Hence, the answer is the option (3).

Example 2: An observer moves towards a stationary source of sound, with a velocity one­ fifth of the velocity of sound. What is the percentage( in % ) increase in the apparent frequency ?

1) 20

2) 5

3) 0

4) 0.5

Solution:

By Doppler's effect

$\begin{aligned} & \frac{v^{\prime}}{v}=\frac{\nu_s+\nu_0}{\nu_s} \quad\left(\text { where } v_s \text { is the velocity of sound) }\right. \\ & =\frac{\nu+(\nu / 5)}{\nu}=\frac{6}{5} \\ & \therefore \quad \text { Fractional increase } \\ & \qquad \frac{v^{\prime}-v}{v}=\left(\frac{6}{5}-1\right)=\frac{1}{5} \\ & \therefore \quad \text { Percentage increase }=\frac{100}{5}=20 \%\end{aligned}$

Hence, the answer is the option (1).

Example 3: Two sources of sounds $S_1$ and $S_2$ produce sound waves of the same frequency 660 Hz. A listener is moving from source $S_1$ towards $S_2$ with a constant speed u m/s and he hears 10 beats/s. The velocity of sound is 330 m/s. Then, u (in m/s) equals:

1) 2.5

2) 15.0

3) 5.5

4) 10

Solution:

Doppler Effect

When a source of the sound and a listener are in motion relative to each other, the frequency of the sound heard by the listener is not the same as the source frequency.

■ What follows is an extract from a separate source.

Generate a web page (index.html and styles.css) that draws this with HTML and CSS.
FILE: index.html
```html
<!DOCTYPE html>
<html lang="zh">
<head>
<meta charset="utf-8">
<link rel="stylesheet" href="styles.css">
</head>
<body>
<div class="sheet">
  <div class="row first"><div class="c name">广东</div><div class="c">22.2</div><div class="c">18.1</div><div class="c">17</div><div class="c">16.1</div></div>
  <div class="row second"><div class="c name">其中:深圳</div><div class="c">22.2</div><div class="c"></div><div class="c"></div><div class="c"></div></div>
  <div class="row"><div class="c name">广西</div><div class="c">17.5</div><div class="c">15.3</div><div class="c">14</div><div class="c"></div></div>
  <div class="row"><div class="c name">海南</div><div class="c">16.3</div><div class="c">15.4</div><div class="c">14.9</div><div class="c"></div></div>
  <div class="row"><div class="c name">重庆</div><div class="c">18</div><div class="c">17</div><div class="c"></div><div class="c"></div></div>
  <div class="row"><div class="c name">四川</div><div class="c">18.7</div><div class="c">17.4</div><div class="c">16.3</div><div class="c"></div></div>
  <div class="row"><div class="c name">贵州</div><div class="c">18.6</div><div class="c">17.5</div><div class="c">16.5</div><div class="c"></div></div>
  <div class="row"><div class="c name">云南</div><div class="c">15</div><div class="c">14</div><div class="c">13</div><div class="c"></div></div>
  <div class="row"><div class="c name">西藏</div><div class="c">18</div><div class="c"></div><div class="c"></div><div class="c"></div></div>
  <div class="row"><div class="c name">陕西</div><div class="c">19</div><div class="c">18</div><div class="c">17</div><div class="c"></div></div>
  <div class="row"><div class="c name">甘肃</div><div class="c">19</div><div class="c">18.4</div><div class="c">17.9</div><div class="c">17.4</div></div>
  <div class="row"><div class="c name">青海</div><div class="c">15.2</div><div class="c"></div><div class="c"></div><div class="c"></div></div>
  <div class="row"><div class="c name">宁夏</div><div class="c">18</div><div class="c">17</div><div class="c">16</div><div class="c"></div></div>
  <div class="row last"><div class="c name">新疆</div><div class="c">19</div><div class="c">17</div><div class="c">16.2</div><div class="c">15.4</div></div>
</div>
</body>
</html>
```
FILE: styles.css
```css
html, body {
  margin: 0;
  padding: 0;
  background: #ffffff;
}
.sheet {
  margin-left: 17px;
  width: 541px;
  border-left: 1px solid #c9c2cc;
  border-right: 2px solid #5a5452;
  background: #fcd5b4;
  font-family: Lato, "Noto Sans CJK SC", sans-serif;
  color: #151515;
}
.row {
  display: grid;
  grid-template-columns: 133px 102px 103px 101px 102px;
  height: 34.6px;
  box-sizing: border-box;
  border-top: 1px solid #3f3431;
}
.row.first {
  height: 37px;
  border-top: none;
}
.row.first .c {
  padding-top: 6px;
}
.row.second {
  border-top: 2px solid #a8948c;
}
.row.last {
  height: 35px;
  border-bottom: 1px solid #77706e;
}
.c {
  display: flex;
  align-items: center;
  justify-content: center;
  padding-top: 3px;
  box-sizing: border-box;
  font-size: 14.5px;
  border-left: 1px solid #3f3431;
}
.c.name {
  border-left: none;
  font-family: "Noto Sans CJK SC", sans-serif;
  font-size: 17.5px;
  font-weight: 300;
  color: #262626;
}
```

$f_0=660 H_2$ $f_0=660 H_2$

$\begin{aligned} & f_1=\text { apparent frequency received from } S_1=\frac{C-u}{C} f_0 \\ & f_2=\text { apparent frequency received from } S_2=\frac{C+u}{C} f_0 \\ & \qquad f_2-f_1=\left[\frac{C+u}{C}-\frac{C-u}{C}\right] f_0 \\ & \text { beat frequency } \\ & =\frac{2 u}{C} f_0=10 \\ & \frac{2 u \times 660}{330}=10 \\ & u=\frac{10}{4}=2.5 \mathrm{~m} / \mathrm{s}\end{aligned}$

Hence, the answer is the option (1).

Example 4: A source of sound emits sound waves at frequency $f_0$. It is moving towards an observer with fixed speed $v_s\left(v_s<v\right.$, where $v$ is the speed of sound in air) If the observer were to move towards the source with speed $v_0$, one of the following two graphs (A and B) will give the correct variation of the frequency f heard by the observer as $v_0$ is changed.

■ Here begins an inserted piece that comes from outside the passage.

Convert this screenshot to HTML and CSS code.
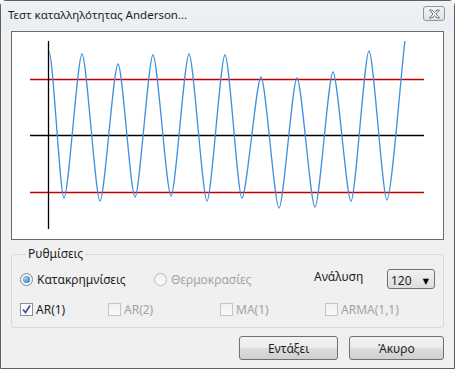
FILE: index.html
```html
<!DOCTYPE html>
<html lang="el">
<head>
    <meta charset="UTF-8">
    <title>Τεστ καταλληλότητας Anderson...</title>
    <link rel="stylesheet" href="styles.css">
</head>
<body>
    <div class="window">
        <div class="titlebar">
            <span class="title">Τεστ καταλληλότητας Anderson...</span>
            <button class="close" type="button" aria-label="Κλείσιμο">
                <svg width="13" height="10" viewBox="0 0 13 10">
                    <path d="M1.5,1 L4,1 L6.5,3.3 L9,1 L11.5,1 L8,5 L11.5,9 L9,9 L6.5,6.7 L4,9 L1.5,9 L5,5 Z" fill="#f4f6f8" stroke="#6d7580" stroke-width="1"/>
                </svg>
            </button>
        </div>

        <div class="content">
            <!-- chart panel -->
            <div class="chart">
                <svg width="431" height="207" viewBox="12 32 431 207">
                    <line x1="30" y1="79.5" x2="424" y2="79.5" stroke="#c00000" stroke-width="1.3"/>
                    <line x1="30" y1="192.5" x2="424" y2="192.5" stroke="#c00000" stroke-width="1.3"/>
                    <line x1="30" y1="135.5" x2="424" y2="135.5" stroke="#000" stroke-width="1.3"/>
                    <line x1="48.5" y1="41" x2="48.5" y2="229" stroke="#000" stroke-width="1.3"/>
                    <path fill="none" stroke="#3f8fdc" stroke-width="1.3"
                        d="M49,52 C53,52 60,198 64,198
                           C68.5,198 77.5,54 82,54
                           C86.5,54 95.5,201 100,201
                           C104.5,201 113.5,64 118,64
                           C122.5,64 130.5,197 135,197
                           C139.5,197 148.5,55 153,55
                           C157.5,55 166.5,196 171,196
                           C175.5,196 184.5,54 189,54
                           C193.5,54 202.5,201 207,201
                           C211.5,201 220.5,55 225,55
                           C229.5,55 237.5,198 242,198
                           C246.5,198 256.5,77 261,77
                           C265.5,77 274.5,208 279,208
                           C283.5,208 292.5,78 297,78
                           C301.5,78 310.5,207 315,207
                           C319.5,207 328.5,72 333,72
                           C337.5,72 346.5,201 351,201
                           C355.5,201 364.5,51 369,51
                           C373.5,51 382.5,200 387,200
                           C391.5,200 402,60 405,41"/>
                </svg>
            </div>

            <fieldset class="settings">
                <legend>Ρυθμίσεις</legend>
                <div class="row radios">
                    <label class="opt w134"><span class="radio checked"></span>Κατακρημνίσεις</label>
                    <label class="opt w160 disabled"><span class="radio"></span>Θερμοκρασίες</label>
                    <span class="res-label">Ανάλυση</span>
                    <div class="combo"><span>120</span><span class="arrow">&#9660;</span></div>
                </div>
                <div class="row checks">
                    <label class="opt w88"><span class="check checked">
                        <svg width="11" height="11" viewBox="0 0 11 11"><path d="M2,5.5 L4.5,8.5 L9,1.5" fill="none" stroke="#3a56a8" stroke-width="1.8"/></svg>
                    </span>AR(1)</label>
                    <label class="opt w112 disabled"><span class="check"></span>AR(2)</label>
                    <label class="opt w105 disabled"><span class="check"></span>MA(1)</label>
                    <label class="opt disabled"><span class="check"></span>ARMA(1,1)</label>
                </div>
            </fieldset>

            <div class="buttons">
                <button class="btn ok" type="button">Εντάξει</button>
                <button class="btn cancel" type="button">Άκυρο</button>
            </div>
        </div>
    </div>
</body>
</html>
```

FILE: styles.css
```css
/* General Reset */
* {
    margin: 0;
    padding: 0;
    box-sizing: border-box;
}

body {
    font-family: 'Noto Sans', 'DejaVu Sans', sans-serif;
    font-size: 12px;
    color: #1e1e1e;
    background: #fff;
}

.window {
    width: 455px;
    height: 369px;
    border: 1px solid #5b6067;
    border-radius: 6px 6px 0 0;
    background: #f0f0f0;
    display: flex;
    flex-direction: column;
}

.titlebar {
    height: 29px;
    display: flex;
    justify-content: space-between;
    align-items: flex-start;
    padding: 5px 9px 0 7px;
    background: linear-gradient(to bottom, #eef2f5, #eaeef2);
}

.title {
    font-size: 11.5px;
    color: #1c1c1c;
    line-height: 18px;
}

.close {
    width: 22px;
    height: 15px;
    border: 1px solid #8e959d;
    border-radius: 3px;
    background: linear-gradient(to bottom, #f3f5f7, #dfe3e7);
    display: flex;
    align-items: center;
    justify-content: center;
}

.content {
    flex: 1;
    padding: 1px 10px 0 10px;
    display: flex;
    flex-direction: column;
}

.chart {
    width: 433px;
    height: 209px;
    border: 1px solid #6a6a6a;
    background: #fff;
}

.chart svg {
    display: block;
}

.settings {
    margin-top: 7px;
    height: 81px;
    border: 1px solid #d5d9dd;
    border-radius: 3px;
    padding: 0 0 0 8px;
}

.settings legend {
    margin-left: 6px;
    padding: 0 2px;
    font-size: 12px;
    line-height: 14px;
    color: #1e1e1e;
}

.row {
    display: flex;
    align-items: center;
}

.radios {
    height: 22px;
    margin-top: 7px;
}

.checks {
    height: 20px;
    margin-top: 9px;
    padding-left: 0;
}

.opt {
    display: flex;
    align-items: center;
    gap: 3px;
    white-space: nowrap;
}

.w134 { width: 134px; }
.w160 { width: 160px; }
.w88 { width: 88px; }
.w112 { width: 112px; }
.w105 { width: 105px; }

.disabled {
    color: #a3a3a3;
}

.radio {
    width: 13px;
    height: 13px;
    border-radius: 50%;
    border: 1px solid #b7bcc2;
    background: linear-gradient(to bottom, #eceef0, #fdfdfd);
    display: flex;
    align-items: center;
    justify-content: center;
    margin-right: 1px;
}

.radio.checked {
    border-color: #7d8791;
}

.radio.checked::after {
    content: "";
    width: 7px;
    height: 7px;
    border-radius: 50%;
    background: radial-gradient(circle at 35% 35%, #9cd6f7, #1c66b5);
}

.check {
    width: 13px;
    height: 13px;
    border: 1px solid #c2c6ca;
    background: linear-gradient(to bottom, #eef0f2, #fafafa);
    display: flex;
    align-items: center;
    justify-content: center;
}

.check.checked {
    border-color: #8e8f8f;
    background: #fff;
}

.res-label {
    width: 73px;
    margin-top: -6px;
}

.combo {
    width: 48px;
    height: 20px;
    border: 1px solid #707070;
    border-radius: 3px;
    background: linear-gradient(to bottom, #f2f2f2, #dcdcdc);
    display: flex;
    align-items: center;
    justify-content: space-between;
    padding: 2px 5px 0 3px;
}

.arrow {
    font-size: 8px;
    color: #000;
}

.buttons {
    display: flex;
    justify-content: flex-end;
    gap: 11px;
    margin-top: 8px;
}

.btn {
    height: 24px;
    border: 1px solid #707070;
    border-radius: 3px;
    background: linear-gradient(to bottom, #f2f2f2 0%, #ebebeb 50%, #dddddd 51%, #cfcfcf 100%);
    font-family: 'Noto Sans', 'DejaVu Sans', sans-serif;
    font-size: 12px;
    color: #1e1e1e;
}

.ok { width: 99px; }
.cancel { width: 95px; }
```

The variation of f with $v_0$ is given correctly by :

1) graph A with slope $=\frac{f_0}{\left(\nu-\nu_s\right)}$
2) graph A with slope $=\frac{f_0}{\left(\nu+\nu_s\right)}$
3) graph $B$ with slope $=\frac{f_0}{\left(\nu-\nu_s\right)}$
4) graph $B$ with slope $=\frac{f_0}{\left(\nu+\nu_s\right)}$

Solution:

Frequency of sound when source and observer are moving towards each other

$
\begin{aligned}
& \nu^{\prime}=\nu_0 \cdot \frac{C+V_0}{C-V_s} \\
& \text { wherein } \\
& C=\text { Speed of sound } \\
& V_0=\text { Speed of observer } \\
& V_s=\text { speed of source } \\
& \nu_0=\text { Original Frequency } \\
& \nu^{\prime}=\text { apparent frequency } \\
& \text { Graph A with slope }=\frac{f_0}{\left(v-v_s\right)}
\end{aligned}
$

Graph A with slope

Hence, the answer is the option (1).

Example 5: A whistle producing sound waves of frequencies 9500 Hz and above is approaching a stationary person with speed ms^-1 The velocity of sound in air is 300 ms^-1. If the person can hear frequencies up to a maximum of 10000 Hz, the maximum value of $\nu$ upto which he can hear the whistle is :

1) $30 \mathrm{~ms}^{-1}$
2) $15 \sqrt{2} \mathrm{~ms}^{-1}$
3) $15 / \sqrt{2} \mathrm{~ms}^{-1}$
4) $15 \mathrm{~ms}^{-1}$

Solution:

Frequency of sound when the observer is stationary and the source is moving towards the observer -

$
\begin{aligned}
& \nu^{\prime}=\nu_0 \cdot \frac{C}{C-V_s} \\
& \text { where C }=\text { the speed of sound } \\
& V_s=\text { speed of source } \\
& \nu_0=\text { original frequency } \\
& \nu^{\prime}=\text { apparent frequency } \\
& \frac{v^{\prime}}{v}=\frac{v_s}{v_s-v}
\end{aligned}
$

Where $v_s$ is the velocity of sound in air.
$
\begin{aligned}
& \frac{10000}{9500}=\frac{300}{300-v} \\
& \Rightarrow(300-v)=285 \Rightarrow v=15 \mathrm{~m} / \mathrm{s}
\end{aligned}
$

Hence the answer is the option (4).

Summary

The Doppler Effect describes the change in frequency of waves (sound or light) due to the relative motion between the source and the observer. This phenomenon explains why sounds appear higher in pitch when approaching and lower when receding. The concept is crucial for various applications, from medical imaging and radar technology to understanding cosmic phenomena. Through different examples, the article illustrates how the Doppler Effect's principles apply in real-world scenarios, emphasizing its significance in both everyday life and scientific studies.